Flushing Out Deadbeats For years, D.C. was the only place in the country where landlords could ignore city water bills and keep their buildings’ toilets flushing. But after looking over more than $30 million in delinquent bills on its books, the D.C. Water and Sewer Authority (WASA) has decided to crack down on the scofflaw landlords. This weekend, WASA ran the first of a series of ads in the Washington Post outing its biggest deadbeats in hopes that they’ll be cowed into paying up. Topping the blacklist: Andrew and M.S. Serafin, of McLean, who WASA says owe $304,916 on a building at 14th and Columbia Road NW, and Morris and J.H. Ginsburg of Rockville, who reportedly owe $441,925 for seven properties. So far, the authority hasn’t gotten much of a response to its roll of shame, but it has managed to infuriate at least one alleged debtor. Says Retta Gilliam, executive director of the East of the River Development Corp., “This is just great. This is really going to help with my fund-raising.” Gilliam says her group’s $140,336 in unpaid water bills stems from three properties donated to the nonprofit by Signet Bank in 1993. East of the River has cleaned up the drug-infested properties, and the control board recently waived the water liens under the city’s distressed-property program, Gilliam says. “Those bills were incurred before we got those properties.”

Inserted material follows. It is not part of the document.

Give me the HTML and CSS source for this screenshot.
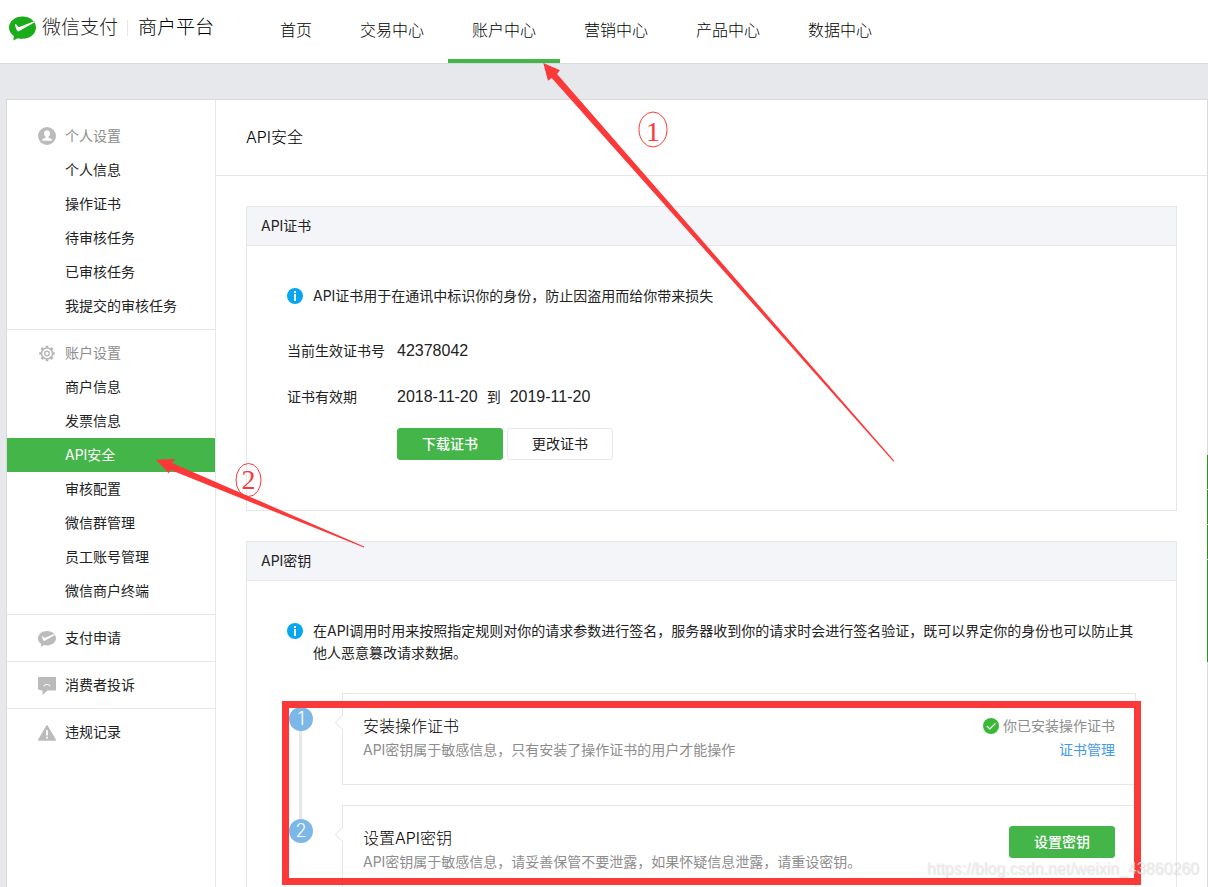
FILE: index.html
```html
<!DOCTYPE html>
<html lang="zh-CN">
<head>
<meta charset="utf-8">
<title>API安全 - 微信支付商户平台</title>
<link rel="stylesheet" href="styles.css">
</head>
<body>
<div class="page">
  <header class="topbar">
    <a class="brand" href="#">
      <svg class="brand-mark" viewBox="0 0 27 25" aria-hidden="true"><path fill="#1aad19" d="M13.500 0.500C6.200 0.500 0 5.300 0 11.500c0 3.600 1.900 6.400 4.900 8.500L4.300 24.600l4.600-2.400c1.500.4 3 .6 4.600.6 7.400 0 13.500-4.800 13.500-11.300C27 5.300 20.900.5 13.500.5z"/><path fill="#fff" d="M6.200 8.200c-.5 1 1.200 5.300 2.100 6.600.5.700 1.200.7 2 .3L25.300 6.600l-.8-1.200-14.200 5.500c-.5.200-.8.100-1.200-.2L6.900 8.100z"/></svg>
      <span>微信支付</span>
      <span class="brand-divider"></span>
      <span class="brand-sub">商户平台</span>
    </a>
    <nav class="topnav">
      <a href="#">首页</a>
      <a href="#">交易中心</a>
      <a class="active" href="#">账户中心</a>
      <a href="#">营销中心</a>
      <a href="#">产品中心</a>
      <a href="#">数据中心</a>
    </nav>
  </header>

  <div class="frame">
    <nav class="sidebar">
      <section class="group">
        <h2 class="row muted">
          <svg class="icon" viewBox="0 0 18 18" aria-hidden="true"><circle cx="9" cy="9" r="9" fill="#bbb"/><path fill="#fff" d="M9 3.200c-1.900 0-3 1.400-3 3.200 0 1.300.6 2.500 1.500 3.200v1.200L4.300 12v1.800h9.400V12l-3.200-1.200V9.600c.9-.7 1.500-1.900 1.500-3.200 0-1.800-1.100-3.200-3-3.200z"/></svg>
          <span>个人设置</span>
        </h2>
        <a class="row item" href="#">个人信息</a>
        <a class="row item" href="#">操作证书</a>
        <a class="row item" href="#">待审核任务</a>
        <a class="row item" href="#">已审核任务</a>
        <a class="row item" href="#">我提交的审核任务</a>
      </section>
      <section class="group">
        <h2 class="row muted">
          <svg class="icon" viewBox="0 0 18 18" aria-hidden="true"><g fill="none" stroke="#b5b5b5"><circle cx="9" cy="9.500" r="5.500" stroke-width="1.500"/><circle cx="9" cy="9.500" r="2.300" stroke-width="1.300"/><path stroke-width="2.600" d="M9 1.700v2M9 15.300v2M1.200 9.500h2M14.800 9.500h2M3.500 4l1.400 1.400M13.100 13.600l1.400 1.400M14.500 4l-1.400 1.400M4.900 13.600l-1.400 1.400"/></g></svg>
          <span>账户设置</span>
        </h2>
        <a class="row item" href="#">商户信息</a>
        <a class="row item" href="#">发票信息</a>
        <a class="row item current" href="#">API安全</a>
        <a class="row item" href="#">审核配置</a>
        <a class="row item" href="#">微信群管理</a>
        <a class="row item" href="#">员工账号管理</a>
        <a class="row item" href="#">微信商户终端</a>
      </section>
      <section class="group">
        <a class="row" href="#">
          <svg class="icon" viewBox="0 0 18 18" aria-hidden="true"><path fill="#bbb" d="M9 2C4 2 0 5.100 0 9.300c0 2.300 1.200 4.200 3.100 5.500l.2 3 3-1.700c.9.200 1.800.3 2.700.3 5 0 9-3 9-7.100S14 2 9 2z"/><path fill="#fff" d="M4.100 7.300c-.3.700.8 3.500 1.400 4.300.3.500.8.500 1.300.2L16.900 6l-.8-1-9.100 3.800c-.4.100-.6.100-.9-.1L4.600 7.200z"/></svg>
          <span>支付申请</span>
        </a>
      </section>
      <section class="group">
        <a class="row" href="#">
          <svg class="icon" viewBox="0 0 18 18" aria-hidden="true"><path fill="#bbb" d="M0 1h18v13.500h-8.500L4.500 19v-4.500L0 13.500z"/><path fill="none" stroke="#fff" stroke-width="1.100" d="M5.800 10.200c1.500-2.200 4.900-2.200 6.400 0"/></svg>
          <span>消费者投诉</span>
        </a>
      </section>
      <section class="group">
        <a class="row" href="#">
          <svg class="icon" viewBox="0 0 18 18" aria-hidden="true"><path fill="#bbb" stroke="#bbb" stroke-width="1.500" stroke-linejoin="round" d="M9 2.800L17.200 17H.8z"/><path fill="#fff" d="M8.100 7h1.800v5.500H8.100zM8.100 13.700h1.800v1.700H8.100z"/></svg>
          <span>违规记录</span>
        </a>
      </section>
    </nav>

    <main class="content">
      <h1 class="title">API安全</h1>
      <div class="panels">
        <section class="panel">
          <h2 class="panel-head">API证书</h2>
          <div class="panel-body">
            <div class="notice">
              <svg class="notice-icon" viewBox="0 0 16 16" aria-hidden="true"><circle cx="8" cy="8" r="8" fill="#06a7ee"/><path fill="#fff" d="M7 3h2v2H7zM7 6h2v7H7z"/></svg>
              <p>API证书用于在通讯中标识你的身份，防止因盗用而给你带来损失</p>
            </div>
            <dl class="facts">
              <dt>当前生效证书号</dt>
              <dd>42378042</dd>
              <dt>证书有效期</dt>
              <dd><span>2018-11-20</span><span class="to">到</span><span>2019-11-20</span></dd>
            </dl>
            <div class="actions">
              <button class="btn primary" type="button">下载证书</button>
              <button class="btn" type="button">更改证书</button>
            </div>
          </div>
        </section>

        <section class="panel">
          <h2 class="panel-head">API密钥</h2>
          <div class="panel-body">
            <div class="notice">
              <svg class="notice-icon" viewBox="0 0 16 16" aria-hidden="true"><circle cx="8" cy="8" r="8" fill="#06a7ee"/><path fill="#fff" d="M7 3h2v2H7zM7 6h2v7H7z"/></svg>
              <p>在API调用时用来按照指定规则对你的请求参数进行签名，服务器收到你的请求时会进行签名验证，既可以界定你的身份也可以防止其他人恶意篡改请求数据。</p>
            </div>
            <ol class="steps">
              <li class="step">
                <span class="num">1</span>
                <div class="card">
                  <div>
                    <h3>安装操作证书</h3>
                    <p class="desc">API密钥属于敏感信息，只有安装了操作证书的用户才能操作</p>
                  </div>
                  <div class="side">
                    <span class="status"><svg class="ok" viewBox="0 0 16 16" aria-hidden="true"><circle cx="8" cy="8" r="8" fill="#3cb838"/><path fill="none" stroke="#fff" stroke-width="1.200" d="M3.800 8l3 3 5.700-5.700"/></svg>你已安装操作证书</span>
                    <a class="link" href="#">证书管理</a>
                  </div>
                </div>
              </li>
              <li class="step">
                <span class="num">2</span>
                <div class="card">
                  <div>
                    <h3>设置API密钥</h3>
                    <p class="desc">API密钥属于敏感信息，请妥善保管不要泄露，如果怀疑信息泄露，请重设密钥。</p>
                  </div>
                  <button class="btn primary" type="button">设置密钥</button>
                </div>
              </li>
            </ol>
          </div>
        </section>
      </div>
    </main>
  </div>

  <div class="edge-tab"><i></i><i></i><i></i><i class="long"></i></div>

  <svg class="marks" width="1208" height="887" viewBox="0 0 1208 887" aria-hidden="true">
    <rect x="285.500" y="704.500" width="852" height="177" fill="none" stroke="#fd3838" stroke-width="7"/>
    <path fill="#fd3838" d="M543.300 63L560 70.300 557 74 894.300 460.700 893.300 461.500 551.700 78 548 80.700z"/>
    <path fill="#fd3838" d="M156 459.700L175 459 172 463 364.200 546.500 363.800 547.500 170.700 470 168.700 473.300z"/>
    <g fill="none" stroke="#fd3838"><ellipse cx="653" cy="129.500" rx="14" ry="17.500"/><ellipse cx="248.500" cy="480" rx="12.500" ry="16.500"/></g>
    <g class="mark-num" fill="#fd3838"><text x="653" y="141">1</text><text x="248.500" y="489">2</text></g>
  </svg>
  <div class="watermark">https://blog.csdn.net/weixin_43860260</div>
</div>
</body>
</html>
```
FILE: styles.css
```css
* { box-sizing: border-box; }

body, h1, h2, h3, p, dl, dd, ol { margin: 0; padding: 0; }

body {
  background: #e7e8eb;
  color: #222;
  font: 14px/22px Inter, "Noto Sans CJK SC", sans-serif;
}

h1, h2, h3 { font-size: 14px; font-weight: inherit; }

a { color: inherit; text-decoration: none; }

.page {
  position: relative;
  display: flex;
  flex-direction: column;
  height: 100vh;
  overflow: hidden;
}

/* Top bar */
.topbar {
  display: flex;
  flex: none;
  background: #fff;
  border-bottom: 1px solid #d9dadc;
}

.brand {
  display: flex;
  align-items: center;
  width: 256px;
  height: 56px;
  padding-left: 9px;
  font-size: 19px;
  font-weight: 300;
  color: #222;
}

.brand-mark { width: 27px; height: 25px; margin-right: 6px; }

.brand-divider {
  width: 1px;
  height: 16px;
  margin: 0 10px 0 9px;
  background: #e7e7e7;
}

.brand-sub { color: #000; }

.topnav {
  display: flex;
  color: #000;
  font-size: 16px;
  font-weight: 300;
}

.topnav a {
  height: 63px;
  padding: 0 24px;
  line-height: 60px;
  border-bottom: 4px solid transparent;
}

.topnav .active { border-color: #44b549; }

/* Main frame */
.frame {
  display: flex;
  flex: none;
  margin: 35px 0 0 6px;
  background: #fff;
  border: 1px solid #d9dadc;
}

.sidebar {
  flex: none;
  width: 209px;
  padding-top: 13px;
  border-right: 1px solid #e7e7eb;
}

.group { padding: 6px 0; }

.group + .group { border-top: 1px solid #e7e7eb; }

.row {
  display: flex;
  align-items: center;
  gap: 9px;
  height: 34px;
  padding-left: 31px;
}

.item { padding-left: 58px; }

.muted { color: #8d8d8d; }

.current { background: #44b549; color: #fff; }

.icon { width: 18px; height: 18px; overflow: visible; }

.content { flex: 1; min-width: 0; }

.title {
  padding: 0 30px;
  border-bottom: 1px solid #e7e7eb;
  color: #000;
  font-size: 16px;
  font-weight: 300;
  line-height: 75px;
}

.panels {
  display: flex;
  flex-direction: column;
  gap: 30px;
  padding: 30px;
}

.panel { border: 1px solid #e7e7eb; }

.panel-head {
  padding: 0 14px;
  background: #f4f5f9;
  border-bottom: 1px solid #e7e7eb;
  line-height: 38px;
}

.panel-body { padding: 39px 40px 50px; }

.notice { display: flex; gap: 10px; }

.notice-icon { flex: none; width: 16px; height: 16px; margin-top: 3px; }

.facts {
  display: grid;
  grid-template-columns: 110px 1fr;
  row-gap: 24px;
  padding: 33px 0 20px;
}

.facts dd {
  display: flex;
  gap: 9px;
  font-family: "Liberation Sans", "Noto Sans CJK SC", sans-serif;
  font-size: 16px;
}

.facts .to { font-size: 14px; }

.actions { display: flex; gap: 4px; padding-left: 110px; }

.btn {
  width: 106px;
  height: 32px;
  padding: 0;
  background: #fff;
  border: 1px solid #e7e7eb;
  border-radius: 3px;
  color: #222;
  font: inherit;
}

.btn.primary {
  background: #44b549;
  border-color: #44b549;
  color: #fff;
  font-weight: 500;
}

/* Steps */
.steps {
  display: flex;
  flex-direction: column;
  gap: 20px;
  padding: 29px 0 0 2px;
  list-style: none;
}

.step {
  position: relative;
  display: grid;
  grid-template-columns: 24px 1fr;
  column-gap: 29px;
}

.step:not(:last-child)::before {
  content: "";
  position: absolute;
  left: 10px;
  top: 26px;
  bottom: -34px;
  width: 3px;
  background: #e7e7eb;
}

.num {
  position: relative;
  height: 24px;
  margin-top: 14px;
  border-radius: 50%;
  background: #7bb8e8;
  color: #fff;
  font-size: 18px;
  font-weight: 300;
  line-height: 24px;
  text-align: center;
}

.card {
  position: relative;
  display: flex;
  justify-content: space-between;
  align-items: flex-start;
  min-height: 92px;
  padding: 20px;
  border: 1px solid #e7e7eb;
}

.card::before {
  content: "";
  position: absolute;
  left: -6px;
  top: 23px;
  width: 10px;
  height: 10px;
  background: #fff;
  border: 1px solid #e7e7eb;
  border-width: 0 0 1px 1px;
  transform: rotate(45deg);
}

.card h3 {
  color: #000;
  font-size: 16px;
  font-weight: 300;
  line-height: 24px;
}

.desc, .side { color: #8d8d8d; line-height: 24px; }

.side { display: flex; flex-direction: column; align-items: flex-end; }

.status { display: flex; align-items: center; gap: 4px; }

.ok { width: 16px; height: 16px; }

.link { color: #459ae9; }

/* Layers over the page */
.edge-tab {
  position: absolute;
  right: 0;
  top: 455px;
  display: grid;
  gap: 1px;
  width: 1px;
}

.edge-tab i { height: 34px; background: #1a9c0c; }

.edge-tab .long { height: 102px; }

.marks { position: absolute; left: 0; top: 0; pointer-events: none; }

.mark-num {
  font: 28px "Liberation Serif", serif;
  text-anchor: middle;
}

.watermark {
  position: absolute;
  right: 9px;
  bottom: 7px;
  color: rgba(235, 235, 235, 0.8);
  font: 16px/22px "Liberation Sans", sans-serif;
  text-shadow: 1px 1px 1px rgba(120, 120, 120, 0.2);
}
```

Image Masters MPD’s squad cars are in for a makeover: At $220 per car, fleet management employees are replacing the big blue stripe on the District’s 83 scout cars with a flashier, multicolored banner of blue and red, moving the shield to the rear of the car and shrinking it a bit. Bob Rose, director of fleet management, says the change is more than just physical. “It’s based on the new vision,” Rose says. “It says that we’re changing. We’re changing the way we look. We’re changing the way we do business.”
The Korn Palace Can someone please stop Postie Tony Kornheiser’s relentless campaign to christen Jack Kent Cooke Stadium “The Big Jack”?
Dial 711 The Mount Pleasant 7-Eleven isn’t the most efficient outpost in the convenience store’s empire. At 3 in the languid morning on a Saturday night, a handful of people wait as the line plods forward. Maybe it’s the delay, but the guy in front has finally had enough. Midway through a predictable-enough argument about the price, he slams the demanded amount of money down on the counter and walks away. The cops staffing the store’s Police Community Work Station desk perk up. Before the steaming patron can make it out the door, D.C.’s finest have prevailed upon him to go back and make nice with the sales clerk by scooping his dough off the counter and putting it, politely, in the man’s hand. Who ever said a little police intimidation won’t make the world a nicer place?